SEOUL: Chinese Premier Li Qiang praised what he called a restart in relations with Japan and South Korea as he met their leaders for the first three-way talks in over four years on Monday in Seoul, striving to revive trade and security dialogues hampered by pandemic and global tensions.

Li, South Korean President Yoon Suk Yeol, and Japanese Prime Minister Fumio Kishida will adopt a joint statement on six areas, including the economy and trade, science and technology, people-to-people exchanges and health and the aging population, Seoul officials said.

They may also agree to resume three-party free trade agreement negotiations, which have been stalled since 2019, according to Japanese media.

At the summit, Li called for the comprehensive resumption of trilateral cooperation with an open attitude and transparent measures, Xinhua reported. He said relations between the three nations had not changed despite profound global transformations.

All three reaffirm resolve to denuclearise Korean Peninsula

“Our meeting today, first in more than four years, is both a restart and a new beginning,” Li said, according to a post on X by China’s foreign ministry.

Amid the rivalry between Beijing and Washington, China and the US allies — South Korea and Japan — are trying to manage distrust.

Yoon and Kishida have charted a closer course with each other and to Washington, embarking on unprecedented three-way cooperation with the US on military and other measures.

Monday’s summit comes a day after the leaders met separately for bilateral talks with each other. In those meetings, Li and Yoon agreed to a diplomatic and security dialogue and resume free trade talks, while Kishida and the Chinese premier discussed Taiwan and agreed to hold a new round of bilateral high-level economic dialogue.

Officials and diplomats from South Korea and Japan have set a low bar for the summit, saying it is uncertain whether there will be major announcements but that just gathering will help the three countries revive and reinvigorate their strained ties.

The three leaders are also due to attend a forum with top business executives.

South Korea, Japan and China had held 16 rounds of official negotiations over a three-way FTA after they first kicked off in 2012.

Denuclearisation of Korean Peninsula

In a joint statement issued after the talks, the three countries reaffirmed their commitment to the “denuclearisation of the Korean Peninsula”, adding that peace “serves our common interest and is our common responsibility”.

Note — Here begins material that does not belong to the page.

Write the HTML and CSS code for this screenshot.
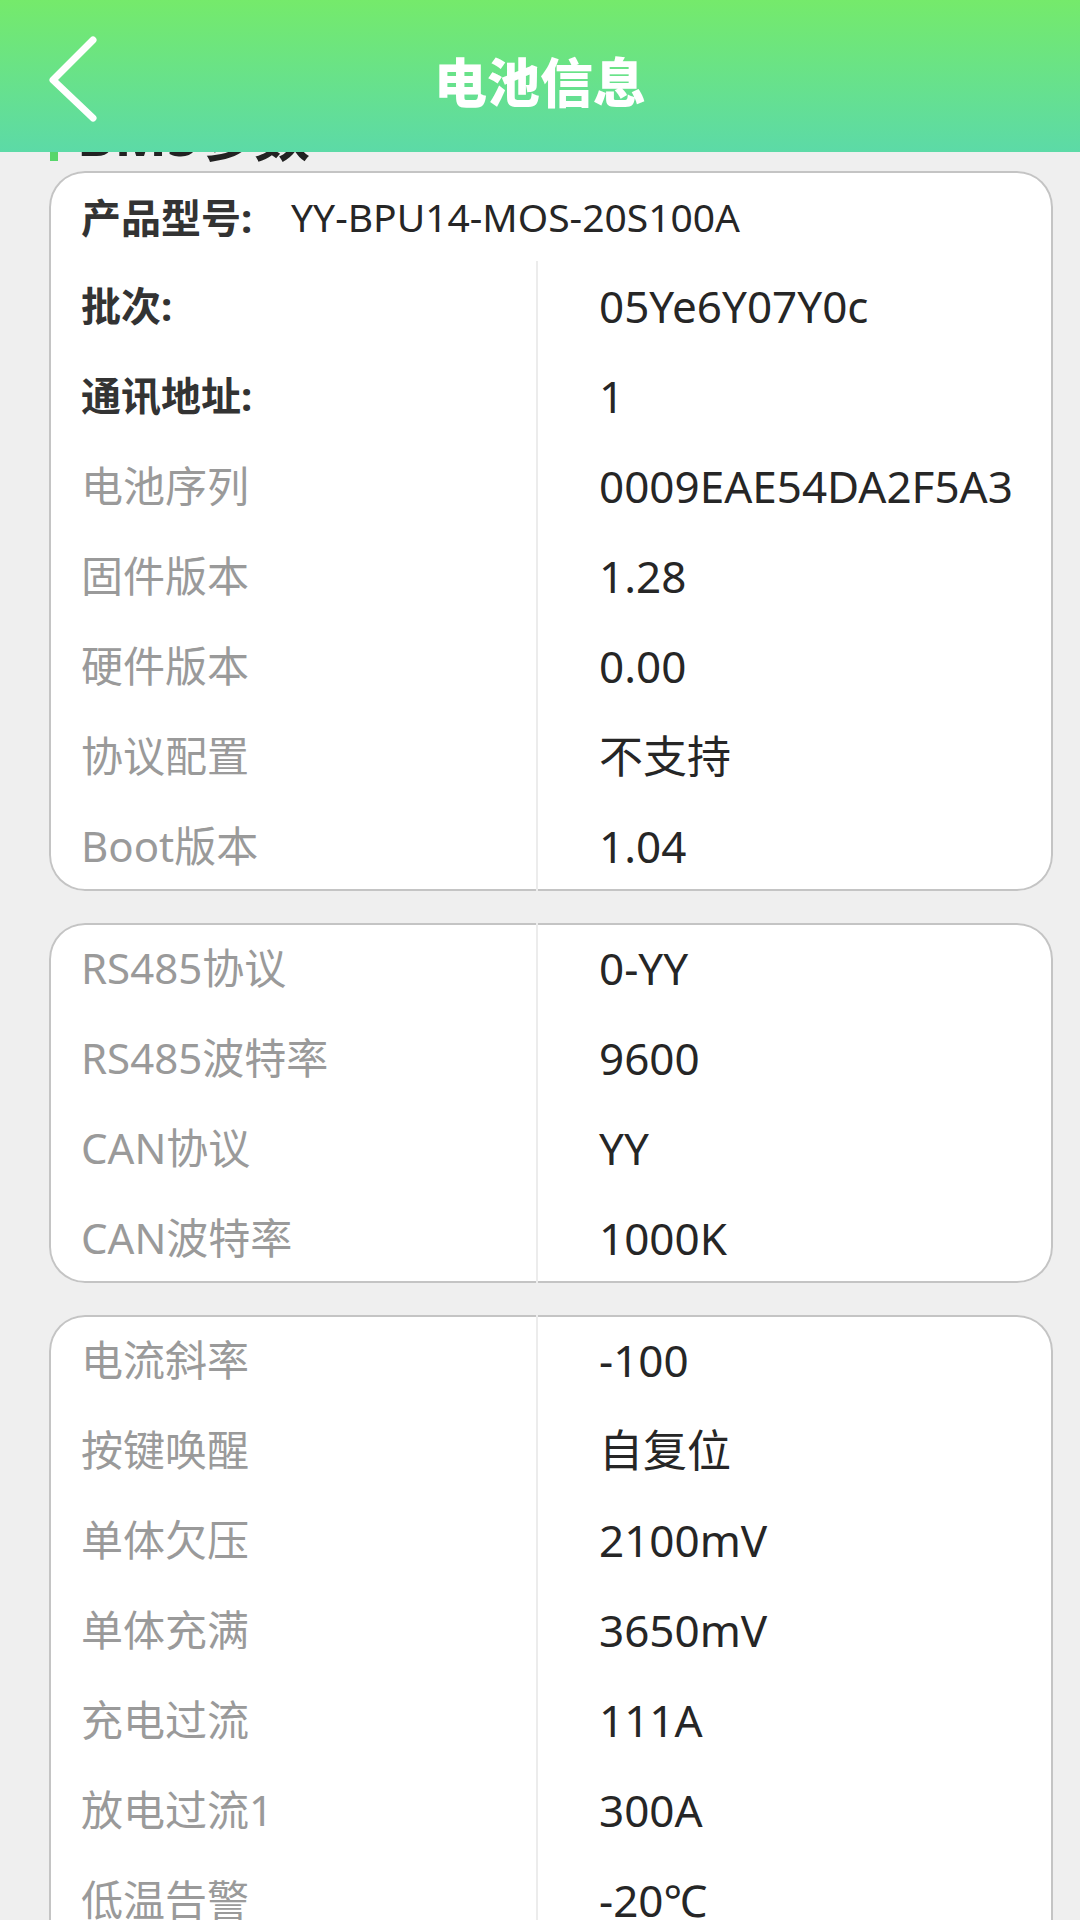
FILE: index.html
```html
<!DOCTYPE html>
<html lang="zh-CN">
  <head>
    <meta charset="UTF-8" />
    <meta name="viewport" content="width=device-width, initial-scale=1.0" />
    <title>电池信息</title>
    <link rel="stylesheet" href="styles.css">
  </head>
  <body>
    <header class="top-bar">
      <div class="back">
        <svg width="60" height="100" viewBox="0 0 60 100">
          <polyline points="48,10 8,50 48,88" fill="none" stroke="#fff" stroke-width="7" stroke-linecap="round" stroke-linejoin="round" />
        </svg>
      </div>
      <h1 class="title">电池信息</h1>
      <div></div>
    </header>

    <main class="content">
      <h2 class="section-title">BMS参数</h2>

      <div class="card">
        <div class="model">
          <span class="model-label">产品型号:</span>
          <span class="model-value">YY-BPU14-MOS-20S100A</span>
        </div>
        <div class="label strong">批次:</div>
        <div class="value">05Ye6Y07Y0c</div>
        <div class="label strong">通讯地址:</div>
        <div class="value">1</div>
        <div class="label">电池序列</div>
        <div class="value">0009EAE54DA2F5A3</div>
        <div class="label">固件版本</div>
        <div class="value">1.28</div>
        <div class="label">硬件版本</div>
        <div class="value">0.00</div>
        <div class="label">协议配置</div>
        <div class="value">不支持</div>
        <div class="label">Boot版本</div>
        <div class="value">1.04</div>
      </div>

      <div class="card">
        <div class="label">RS485协议</div>
        <div class="value">0-YY</div>
        <div class="label">RS485波特率</div>
        <div class="value">9600</div>
        <div class="label">CAN协议</div>
        <div class="value">YY</div>
        <div class="label">CAN波特率</div>
        <div class="value">1000K</div>
      </div>

      <div class="card">
        <div class="label">电流斜率</div>
        <div class="value">-100</div>
        <div class="label">按键唤醒</div>
        <div class="value">自复位</div>
        <div class="label">单体欠压</div>
        <div class="value">2100mV</div>
        <div class="label">单体充满</div>
        <div class="value">3650mV</div>
        <div class="label">充电过流</div>
        <div class="value">111A</div>
        <div class="label">放电过流1</div>
        <div class="value">300A</div>
        <div class="label">低温告警</div>
        <div class="value">-20℃</div>
        <div class="label">高温告警</div>
        <div class="value">60℃</div>
      </div>
    </main>
  </body>
</html>
```

FILE: styles.css
```css
body {
  margin: 0;
  background: #efefef;
  font-family: 'Noto Sans', 'Noto Sans CJK SC', sans-serif;
  color: #262626;
}
/* ヘッダーは固定でコンテンツの上に重なる */
.top-bar {
  position: fixed;
  top: 0;
  left: 0;
  right: 0;
  height: 152px;
  box-sizing: border-box;
  padding-top: 8px;
  background: linear-gradient(to bottom, #75ea6b, #5cdaa7);
  display: grid;
  grid-template-columns: 1fr auto 1fr;
  align-items: center;
  z-index: 10;
}
.back {
  padding-left: 45px;
  display: flex;
  align-items: center;
}
.title {
  margin: 0;
  color: #fff;
  font-family: 'Noto Sans CJK SC', sans-serif;
  font-size: 53px;
  font-weight: 900;
  line-height: 1;
}
.content {
  padding: 106px 27px 0 49px;
}
.section-title {
  margin: 0;
  display: flex;
  align-items: center;
  gap: 19px;
  height: 56px;
  font-size: 56px;
  line-height: 56px;
  font-weight: bold;
  color: #222;
}
.section-title::before {
  content: '';
  width: 8px;
  height: 48px;
  margin-left: 1px;
  margin-top: 6px;
  background: #57d66b;
}
.card {
  margin-top: 9px;
  margin-bottom: 32px;
  background: #fff;
  border-radius: 36px;
  box-shadow: inset 0 0 0 2px #c4c4c4;
  display: grid;
  grid-template-columns: 487px 1fr;
  overflow: hidden;
}
.model {
  grid-column: 1 / -1;
  height: 90px;
  display: flex;
  align-items: center;
  padding-left: 32px;
}
.model-label {
  font-size: 40px;
  font-weight: bold;
  color: #333;
  width: 210px;
}
.model-value {
  font-size: 39px;
  color: #262626;
}
.label {
  height: 90px;
  line-height: 90px;
  padding-left: 32px;
  font-size: 42px;
  color: #9a9a9a;
}
.label.strong {
  color: #333;
  font-weight: bold;
  font-size: 40px;
}
.value {
  height: 90px;
  line-height: 90px;
  padding-left: 61px;
  border-left: 2px solid #ececec;
  font-size: 44px;
  color: #262626;
}
```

However, North Korea hit back immediately, as a foreign ministry spokesperson said “discussing the denuclearisation of the Korean peninsula today constitutes a grave political provocation.” Any talk of denuclearisation would “violate the constitutional position of our country as a nuclear weapons state,” said the statement, carried by the official Korean Central News Agency.

“Such thing as ‘complete denuclearisation of the Korean peninsula’ has already died out theoretically, practically and physically,” it added.

As a permanent member of the UN Security Council, China has previously condemned North Korea’s nuclear tests and supported sanctions aimed at curbing its weapons development. Beijing has consistently supported calls for the denuclearisation of the entire Korean peninsula. South Korea does not have nuclear weapons, but is protected by the US that has deployed nuclear-armed submarines to the South in a show of force against the North. In recent years, Beijing has blamed US-South Korea joint military drills for escalating regional tensions.